Examination of experimental variability in HFFB testing of a tall building under multi-directional winds

Abstract

Examination of wind loading uncertainty is necessary for structural fragility analysis of tall buildings in the context of performance-based wind engineering. One of the sources of uncertainly is represented by random experimental error, which may occur during a standard test in wind tunnel, such as the high frequency force balance (HFFB) test. Few examples of systematic experimental error analysis are available. This study examines a series of experiments on a model of a standard benchmark building under simulated turbulent flow. HFFB experiments were conducted in the Northeastern University's small-scale wind tunnel. Three model equations are proposed to represent the power spectral density (PSD) functions of the above three forces in the frequency domain.Furthermore, effects of experimental errors are incorporated by allowing the parameters in each function to vary randomly.
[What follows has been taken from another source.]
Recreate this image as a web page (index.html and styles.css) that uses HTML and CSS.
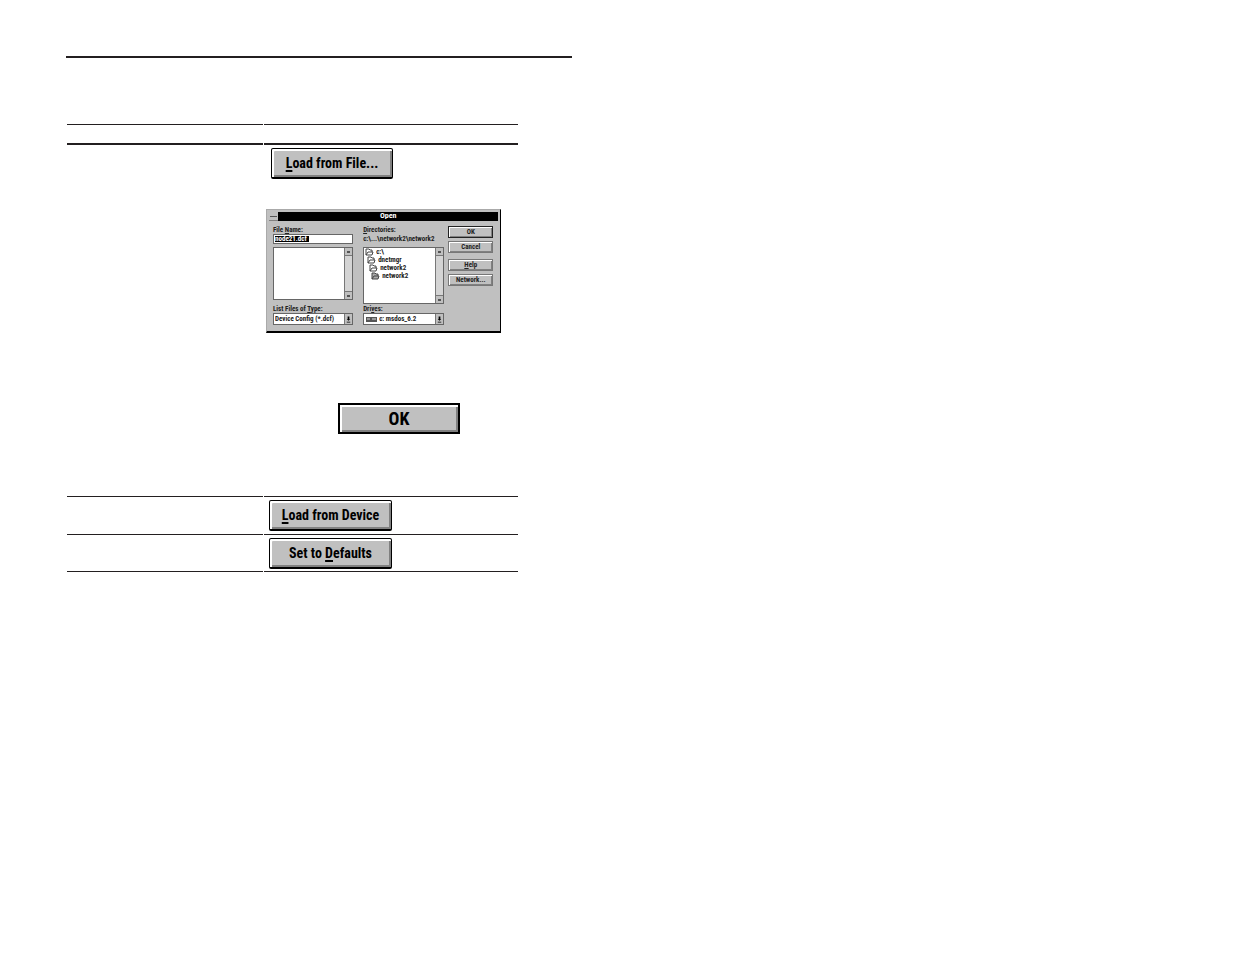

Variability is evaluated by considering the second-order statistical moments of the parameters (standard deviations and correlations). At last, this paper introduces a data-driven Monte-Carlo approach to reconstruct the generalized PSD of the wind loading through model equations. Experimental variability is accounted for by exploiting information on the probability distributions of the model parameters. Verification of the reconstructed PSD functions against experiments suggests that the Monte-Carlo approach can effectively generate synthetic PSD curves.